Saturday, 31 October 2009

Esher & Walton: Protect the Greenbelt, Strengthen Local Democracy

Hands up any Labour Minister who is an IMBY ? I ask because, last year, the best Margaret Becket (then Housing Minister) could muster when pressed on the arbitrary impact of housing targets on Elmbridge was “we have to put [them] somewhere” ! I suspect local residents might have a few suggestions – perhaps Derby South, Mrs Beckett’s patch. Funny how the charge of being a NIMBY (‘not-in-my-back-yard’) rolls of the tongue a bit easier than requests for development IMBY.

Over the last few months I have received briefings from the Campaign to Protect Rural England about the threats to the Surrey greenbelt, and Elmbridge in particular. This week I went for a closer look, listening to residents and hearing from a local planning expert. The specific threat is plain enough. Under the South East Plan, drawn up by regional quango and rubber stamped by Whitehall, a target of 5,620 new houses has been imposed, ‘top-down’, on Elmbridge. That target is arbitrary and presents a real risk to the greenbelt. What should be done?

This problem is at least partly ‘made-in-Whitehall’. The rising demand for housing which has fuelled development is the result of three failures. First, a concerted policy of ‘open-door’ immigration, which has put enormous pressure on public services and housing, especially in London and the South East. Areas that do not get the direct impact still feel the inevitable spill over from London. Second, the failure of the regulatory system to manage the unsustainable increase of personal debt that led to ‘boom and bust’ in the housing market. Third, the government’s strait-jacket approach of issuing top-down targets – like the South East Plan.

I mention these underlying causes, because they demonstrate the need for deeper reform, not a sticking plaster approach – including a cap on immigration, greater Bank of England oversight over debt bubbles, as well as a revolution in local democracy. Fine, but how do we protect Esher and Walton? Since the problems have been made – or at least made worse – by Whitehall, the answers must lie elsewhere.

First, I would like to see local authorities wrest the target-setting power away from regional government, and the current Elmbridge target scrapped. Given the way central government undercounts actual house-building in Elmbridge, there is a real risk of the current target being missed, which would mean inroads on the greenbelt.

I looked for myself at the precarious position in some areas. The photo, above, shows how housing backs directly onto the greenbelt. It is just one area in Elmbridge that, because of its location, would be vulnerable to creeping development, if Whitehall’s boxes in the South East Plan are not ticked. The local residents I spoke to were understandably concerned.

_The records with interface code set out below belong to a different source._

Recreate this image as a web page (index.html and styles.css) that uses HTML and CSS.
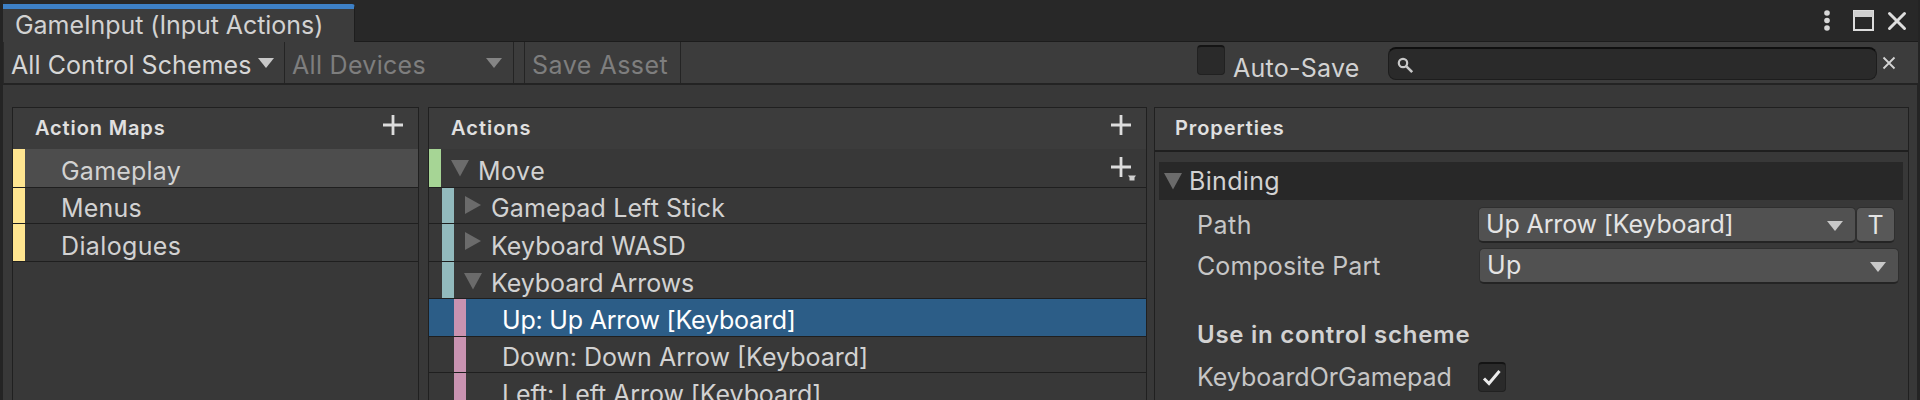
FILE: index.html
```html
<!DOCTYPE html>
<html lang="en">
<head>
<meta charset="utf-8">
<title>GameInput (Input Actions)</title>
<link rel="stylesheet" href="styles.css">
</head>
<body>
<div class="window">
  <header class="tabbar">
    <div class="tab"><span class="t-title">GameInput (Input Actions)</span></div>
    <div class="window-icons">
      <svg width="8" height="22" viewBox="0 0 8 22" fill="#d8d8d8"><circle cx="4" cy="3" r="2.8"/><circle cx="4" cy="10.5" r="2.8"/><circle cx="4" cy="18" r="2.8"/></svg>
      <svg class="max" width="21" height="21" viewBox="0 0 21 21"><path d="M1 1h19v19H1z" fill="none" stroke="#dcdcdc" stroke-width="2"/><path d="M1 1h19v6H1z" fill="#cfcfcf"/></svg>
      <svg class="close" width="20" height="20" viewBox="0 0 20 20"><path d="M2.5 2.5l15 15M17.5 2.5l-15 15" stroke="#dedede" stroke-width="3" stroke-linecap="round"/></svg>
    </div>
  </header>
  <div class="toolbar">
    <div class="tool schemes"><span class="t-schemes">All Control Schemes</span><svg width="16" height="10" viewBox="0 0 16 10"><path d="M0 0h16L8 10z" fill="#c8c8c8"/></svg></div>
    <div class="tool devices"><span class="t-devices">All Devices</span><svg width="16" height="10" viewBox="0 0 16 10"><path d="M0 0h16L8 10z" fill="#858585"/></svg></div>
    <div class="tool gap"></div>
    <div class="tool save"><span class="t-save">Save Asset</span></div>
    <div class="auto"><span class="checkbox"></span><span class="t-auto">Auto-Save</span></div>
    <div class="search"><svg width="17" height="17" viewBox="0 0 17 17" fill="none" stroke="#c8c8c8"><circle cx="6" cy="6" r="4.2" stroke-width="2.2"/><path d="M9.4 9.4l5.8 5.8" stroke-width="2.6"/></svg></div>
    <svg class="clear" width="14" height="14" viewBox="0 0 14 14"><path d="M1.5 1.5l11 11M12.5 1.5l-11 11" stroke="#d4d4d4" stroke-width="1.8"/></svg>
  </div>
  <main class="panels">
    <section class="panel maps">
      <div class="head"><h2 class="t-maps">Action Maps</h2><svg class="plus" width="20" height="20" viewBox="0 0 20 20"><path d="M10 0v20M0 10h20" stroke="#dcdcdc" stroke-width="2.8"/></svg></div>
      <div class="rows">
        <div class="row current"><i class="bar yellow"></i><span class="label t-gameplay">Gameplay</span></div>
        <div class="row"><i class="bar yellow"></i><span class="label t-menus">Menus</span></div>
        <div class="row"><i class="bar yellow"></i><span class="label t-dialogues">Dialogues</span></div>
      </div>
    </section>
    <section class="panel actions">
      <div class="head"><h2 class="t-actions">Actions</h2><svg class="plus" width="20" height="20" viewBox="0 0 20 20"><path d="M10 0v20M0 10h20" stroke="#dcdcdc" stroke-width="2.8"/></svg></div>
      <div class="rows">
        <div class="row"><i class="bar green"></i><svg class="fold" width="18" height="17" viewBox="0 0 18 17"><path d="M0 0h18L9 16.500z" fill="#6b6b6b"/></svg><span class="label t-move">Move</span>
          <svg class="plus-menu" width="26" height="25" viewBox="0 0 26 25"><path d="M10 0v20M0 10h20" stroke="#dcdcdc" stroke-width="2.8"/><path d="M17 18.500h8l-1.500 2v3h-5v-3z" fill="#d0d0d0"/></svg></div>
        <div class="row level1"><i class="bar teal"></i><svg class="fold side" width="18" height="18" viewBox="0 0 18 18"><path d="M1 0v18L17 9z" fill="#6b6b6b"/></svg><span class="label t-stick">Gamepad Left Stick</span></div>
        <div class="row level1"><i class="bar teal"></i><svg class="fold side" width="18" height="18" viewBox="0 0 18 18"><path d="M1 0v18L17 9z" fill="#6b6b6b"/></svg><span class="label t-wasd">Keyboard WASD</span></div>
        <div class="row level1"><i class="bar teal"></i><svg class="fold" width="18" height="17" viewBox="0 0 18 17"><path d="M0 0h18L9 16.500z" fill="#6b6b6b"/></svg><span class="label t-arrows">Keyboard Arrows</span></div>
        <div class="row level2 selected"><i class="bar pink"></i><span class="label t-up">Up: Up Arrow [Keyboard]</span></div>
        <div class="row level2"><i class="bar pink"></i><span class="label t-down">Down: Down Arrow [Keyboard]</span></div>
        <div class="row level2"><i class="bar pink"></i><span class="label t-left">Left: Left Arrow [Keyboard]</span></div>
      </div>
    </section>
    <section class="panel props">
      <div class="head"><h2 class="t-props">Properties</h2></div>
      <div class="binding"><svg width="18" height="17" viewBox="0 0 18 17"><path d="M0 0h18L9 16.500z" fill="#6b6b6b"/></svg><span class="t-binding">Binding</span></div>
      <div class="field path"><span class="name t-path">Path</span>
        <div class="dropdown"><span class="t-value">Up Arrow [Keyboard]</span><svg width="16" height="10" viewBox="0 0 16 10"><path d="M0 0h16L8 10z" fill="#c8c8c8"/></svg></div>
        <button class="text-toggle">T</button></div>
      <div class="field part"><span class="name t-part">Composite Part</span>
        <div class="dropdown"><span class="t-upvalue">Up</span><svg width="16" height="10" viewBox="0 0 16 10"><path d="M0 0h16L8 10z" fill="#c8c8c8"/></svg></div></div>
      <h3 class="t-use">Use in control scheme</h3>
      <div class="field scheme"><span class="name t-kog">KeyboardOrGamepad</span>
        <span class="checkbox"><svg width="20" height="18" viewBox="0 0 20 18"><path d="M2 9.500l5 5L17.500 2" fill="none" stroke="#ececec" stroke-width="3"/></svg></span></div>
    </section>
  </main>
</div>
</body>
</html>
```
FILE: styles.css
```css
* { box-sizing: border-box; }
body {
  margin: 0;
  background: #242424;
  color: #d2d2d2;
  font: 25px/30px Inter, "Liberation Sans", sans-serif;
  letter-spacing: .5px;
  overflow: hidden;
}
span, h2, h3 { white-space: nowrap; }
h2, h3 { margin: 0; font-weight: 600; }
svg { display: block; flex: none; }
.window { height: 400px; width: 1920px; padding: 0 2px 0 3px; overflow: hidden; display: flex; flex-direction: column; }

.tabbar { height: 42px; flex: none; display: flex; justify-content: space-between; background: #282828; box-shadow: inset 0 -1px #1c1c1c; }
.tab { width: 352px; height: 38px; margin-top: 4px; padding: 3px 0 0 12px; background: #3c3c3c; border-top: 5px solid #3d80c6; border-right: 1px solid #1e1e1e; border-radius: 0 3px 0 0; line-height: 26px; }
.window-icons { display: flex; align-items: flex-start; padding: 10px 11px 0 0; }
.max { margin-left: 22px; }
.close { margin: 1px 0 0 13px; }

.toolbar { height: 43px; flex: none; display: flex; background: #3c3c3c; border-bottom: 2px solid #232323; border-left: 1px solid #292929; }
.tool { display: flex; align-items: flex-start; border-right: 1px solid #242424; padding-top: 8px; }
.tool svg { margin-top: 8px; }
.schemes { width: 281px; padding-left: 7px; justify-content: space-between; padding-right: 10px; color: #d6d6d6; }
.devices { width: 229px; padding-left: 7px; justify-content: space-between; padding-right: 11px; color: #7e7e7e; }
.gap { width: 11px; }
.save { width: 156px; padding-left: 7px; color: #7e7e7e; }
.auto { display: flex; margin-left: 516px; padding-top: 3px; width: 191px; }
.checkbox { width: 28px; height: 30px; flex: none; background: #2a2a2a; border: 1px solid #212121; border-top: 2px solid #141414; border-radius: 4px; }
.t-auto { margin: 8px 0 0 8px; }
.search { width: 489px; height: 33px; margin-top: 5px; background: #2a2a2a; border: 1px solid #1d1d1d; border-top: 2px solid #0f0f0f; border-radius: 8px; padding: 8px 0 0 8px; }
.clear { margin: 14px 0 0 5px; }

.panels { flex: 1; display: flex; background: #383838; padding: 22px 8px 0 9px; border-right: 1px solid #242424; }
.panel { flex: none; border: 1px solid #202020; border-bottom: 0; }
.maps { width: 407px; margin-right: 9px; }
.actions { width: 719px; margin-right: 7px; }
.props { width: 755px; }
.head { height: 41px; display: flex; justify-content: space-between; background: #3c3c3c; padding: 5px 15px 0 22px; font-size: 20px; }
h2 { font-size: 20px; line-height: 30px; color: #e0e0e0; }
.plus { margin-top: 2px; }
.rows { display: grid; grid-template-rows: 39px 36px 38px 37px 38px 36px 38px; }
.row { display: flex; align-items: flex-start; border-bottom: 1px solid #1f1f1f; }
.label { margin-top: 6px; }
.row:nth-child(1) .label { margin-top: 7px; }
.row:nth-child(2) .label { margin-top: 5px; }
.row:nth-child(3) .label { margin-top: 7px; }
.row:nth-child(6) .label { margin-top: 5px; }
.bar { width: 12px; align-self: stretch; flex: none; }
.yellow { background: #ffe590; }
.green { background: #a6d595; }
.teal { background: #92babd; }
.pink { background: #c993b1; }
.maps .label { margin-left: 36px; }
.current { background: #4d4d4d; }
.fold { margin: 11px 9px 0 10px; }
.side { margin-top: 8px; }
.level1 { padding-left: 13px; }
.level2 { padding-left: 25px; }
.level2 .label { margin-left: 36px; }
.selected { background: #2c5d87; color: #fff; }
.plus-menu { margin: 8px 9px 0 auto; }

.props .head { height: 44px; padding-left: 20px; border-bottom: 2px solid #1f1f1f; }
.binding { height: 38px; margin: 10px 5px 0 4px; padding: 4px 0 0 5px; background: #282828; display: flex; }
.binding svg { margin: 7px 7px 0 0; }
.field { display: flex; align-items: flex-start; padding-left: 42px; }
.name { width: 281px; flex: none; color: #c6c6c6; }
.path { margin-top: 7px; }
.dropdown { display: flex; justify-content: space-between; height: 36px; background: #515151; border: 1px solid #2f2f2f; border-bottom: 2px solid #242424; border-radius: 5px; padding: 1px 12px 0 7px; width: 378px; color: #e4e4e4; flex: none; }
.dropdown svg { margin-top: 12px; }
.path .name, .part .name { margin-top: 3px; }
.text-toggle { font: inherit; line-height: 30px; color: #e4e4e4; width: 39px; height: 36px; padding: 0; background: #585858; border: 1px solid #2f2f2f; border-bottom: 2px solid #242424; border-radius: 5px; }
.part { margin-top: 5px; }
.part .dropdown { width: 420px; margin-left: 1px; }
h3 { font-size: 24px; line-height: 30px; margin: 36px 0 0 42px; color: #d2d2d2; }
.scheme { margin-top: 12px; }
.scheme .checkbox { margin-top: 0; padding: 5px 0 0 3px; }

/* Tracking per text */
.t-title { letter-spacing: -.06px; }
.t-schemes { letter-spacing: .08px; }
.t-devices { letter-spacing: .3px; }
.t-auto { letter-spacing: .25px; }
.t-maps { letter-spacing: .86px; }
.t-actions { letter-spacing: 1px; }
.t-props { letter-spacing: .93px; }
.t-gameplay, .t-menus { letter-spacing: .22px; }
.t-dialogues { letter-spacing: .36px; }
.t-stick { letter-spacing: .13px; }
.t-wasd { letter-spacing: .03px; }
.t-arrows { letter-spacing: -.07px; }
.t-up { letter-spacing: -.2px; }
.t-down { letter-spacing: 0; }
.t-left { letter-spacing: -.07px; }
.t-binding { letter-spacing: .33px; }
.t-part { letter-spacing: .1px; }
.t-value { letter-spacing: -.14px; }
.t-use { letter-spacing: .75px; }
.t-kog { letter-spacing: -.04px; }
```
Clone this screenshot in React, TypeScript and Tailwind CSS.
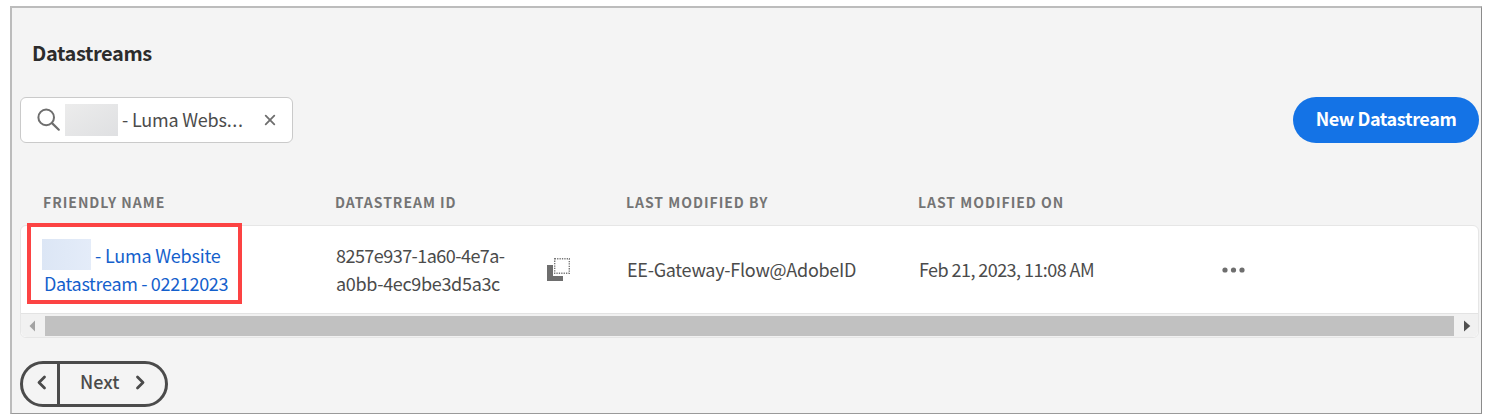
import type { ReactNode } from "react";

function HeaderCell({ children }: { children: ReactNode }) {
  return <div className="text-[14px] font-bold leading-5 tracking-[0.98px] text-[#747474]">{children}</div>;
}

function CopyIcon() {
  return (
    <svg width="24" height="24" viewBox="0 0 24 24" aria-hidden="true">
      <path d="M0 7h6v11h10v5H0z" fill="#6e6e6e" />
      <rect x="7.7" y="0.7" width="14.6" height="14.6" fill="none" stroke="#777" strokeWidth="1.4" strokeDasharray="1.3 1.1" />
    </svg>
  );
}

export default function App() {
  return (
    <div className="h-[418px] w-[1495px] bg-white pl-[10px] pt-[6px] font-['Noto_Sans_CJK_SC','Open_Sans',sans-serif] text-[18px] leading-[28px] text-[#4b4b4b]">
      <main className="flex h-[408px] w-[1472px] flex-col border-b border-l-2 border-r border-t-2 border-b-[#999] border-l-[#bcbcbc] border-r-[#8b8b8b] border-t-[#bcbcbc] bg-[#f4f4f4] pl-2 pr-[2px]">
        <h1 className="ml-3 mt-[31px] h-7 whitespace-nowrap text-[20px] font-bold tracking-[-0.4px] text-[#2c2c2c]">
          Datastreams
        </h1>

        <div className="mt-[30px] flex h-[46px] items-center justify-between">
          <div className="flex h-[46px] w-[273px] items-center rounded-md border border-[#cacaca] bg-white pl-4">
            <svg width="25" height="25" viewBox="0 0 25 25" fill="none" stroke="#6e6e6e" strokeWidth="2" strokeLinecap="round" aria-hidden="true">
              <circle cx="9.2" cy="9.4" r="7.8" />
              <path d="m15 15.1 6.8 6.6" strokeWidth="2.2" />
            </svg>
            <span className="ml-[3px] h-8 w-[53px] bg-linear-to-br from-[#ececec] to-[#dfe0e2]" />
            <span className="ml-1 w-[125px] whitespace-nowrap pb-[3px] tracking-[-0.2px]">- Luma Webs<span className="tracking-[0.6px]">...</span></span>
            <svg className="ml-[17px]" width="12" height="12" viewBox="0 0 12 12" stroke="#6e6e6e" strokeWidth="1.8" strokeLinecap="round" aria-hidden="true">
              <path d="m1.7 1.7 8.6 8.6M10.3 1.7 1.7 10.3" />
            </svg>
          </div>
          <button className="h-[46px] w-[186px] whitespace-nowrap rounded-full bg-[#1473e6] pb-1 text-[18px] font-bold tracking-[-0.4px] text-white">
            New Datastream
          </button>
        </div>

        <div className="mt-[49px] grid h-[33px] grid-cols-[292px_291px_292px_1fr] whitespace-nowrap pl-[23px]">
          <HeaderCell>FRIENDLY NAME</HeaderCell>
          <HeaderCell>DATASTREAM ID</HeaderCell>
          <HeaderCell>LAST MODIFIED BY</HeaderCell>
          <HeaderCell>LAST MODIFIED ON</HeaderCell>
        </div>

        <section className="relative h-[113px] rounded-md border border-[#e6e6e6] bg-white">
          <div className="grid h-[87px] grid-cols-[292px_291px_292px_303px_1fr] items-center whitespace-nowrap pl-[23px]">
            <a href="#" className="block pb-[2px] text-[#1460cc]">
              <span className="flex h-7 items-center">
                <span className="-ml-[2px] h-[31px] w-[49px] bg-linear-to-r from-[#dce6f5] to-[#e4ecf9]" />
                <span className="ml-1 tracking-[-0.2px]">- Luma Website</span>
              </span>
              <span className="block tracking-[-0.33px]">Datastream - 02212023</span>
            </a>
            <div className="flex items-center">
              <div className="w-[211px] pb-[2px]">
                <div className="tracking-[-0.54px]">8257e937-1a60-4e7a-</div>
                <div className="tracking-[-0.32px]">a0bb-4ec9be3d5a3c</div>
              </div>
              <CopyIcon />
            </div>
            <div className="pb-[2px] tracking-[-0.27px]">EE-Gateway-Flow@AdobeID</div>
            <div className="pb-[2px] tracking-[-0.56px]">Feb 21, 2023, 11:08 AM</div>
            <svg width="24" height="6" viewBox="0 0 24 6" fill="#6e6e6e" aria-hidden="true">
              <circle cx="3" cy="3" r="2.6" />
              <circle cx="11.5" cy="3" r="2.6" />
              <circle cx="20" cy="3" r="2.6" />
            </svg>
          </div>
          <div className="flex h-6 items-center rounded-b-md border-t border-[#e3e3e3] bg-[#f1f1f1]">
            <svg className="ml-2" width="7" height="12" viewBox="0 0 7 12" aria-hidden="true"><path d="M6 0.5v11L0.5 6z" fill="#a3a3a3" /></svg>
            <div className="ml-[9px] h-5 w-[1409px] bg-[#c1c1c1]" />
            <svg className="ml-[10px]" width="7" height="12" viewBox="0 0 7 12" aria-hidden="true"><path d="M0 0.5v11L6.3 6z" fill="#505050" /></svg>
          </div>
          <div className="pointer-events-none absolute -top-[3px] left-[6px] h-[81px] w-[215px] border-4 border-[#fc4343]" />
        </section>

        <nav className="mt-[23px] flex h-[46px] w-[148px] items-center rounded-full border-3 border-[#4b4b4b] font-medium">
          <button aria-label="Previous" className="flex h-full w-[37px] items-center justify-end border-r-3 border-[#4b4b4b] pb-[3px] pr-[10px]">
            <svg width="10" height="15" viewBox="0 0 10 15" fill="none" stroke="#4b4b4b" strokeWidth="2.8" strokeLinecap="round" strokeLinejoin="round" aria-hidden="true"><path d="M7.5 2 2 7.5 7.5 13" /></svg>
          </button>
          <button className="flex items-center whitespace-nowrap pb-1 pl-5">
            <span className="w-[55px] pb-[2px] text-left">Next</span>
            <svg width="10" height="15" viewBox="0 0 10 15" fill="none" stroke="#4b4b4b" strokeWidth="2.8" strokeLinecap="round" strokeLinejoin="round" aria-hidden="true"><path d="m2.5 2 5.5 5.5L2.5 13" /></svg>
          </button>
        </nav>
      </main>
    </div>
  );
}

The second answer is to curtail the ability of non-elected planning inspectors to trump the decisions of elected councillors on specific planning proposals. These rulings are often haphazard or arbitrary. Take the decision this year to allow travellers to live on greenbelt land in Hersham. The council rejected the application, but was overruled on human rights grounds. But why is an unaccountable planning inspector a better judge (than elected councillors) of the delicate balance between different groups in a community, not to mention the wider collective interest in preserving the greenbelt? Not only does this conflict with the democratic prerogatives of local councillors, it is a good illustration of the failings of the Human Rights Act. Article 8 of the European Convention on Human Rights says nothing about travellers having privileged rights of this kind. The architects of the Convention never dreamt of expanding the right to private, family and home life to create such a special interest. Pernickety lawyers can read the negotiating history of Article 8 for themselves here ! This novel ‘human right’ has been conjured up through a mix of judicial legislation and political correctness – one more reason to replace the Human Rights Act with a British Bill of Rights.

Finally, we need a bit more carrot, and a bit less stick, from central government. If local authorities were given a greater share of the tax revenue derived from the sale of new houses, they would have a greater local incentive to work with residents to fill housing shortages.

This is just one of the many examples of how local democracy would directly benefit Esher and Walton. I believe in defending the freedom to run our own lives from authoritarian government, bureaucratic regional quangos and the steady stream of edicts from Brussels. As your candidate, I would champion the case for giving local people a stronger say over the decisions that affect their lives.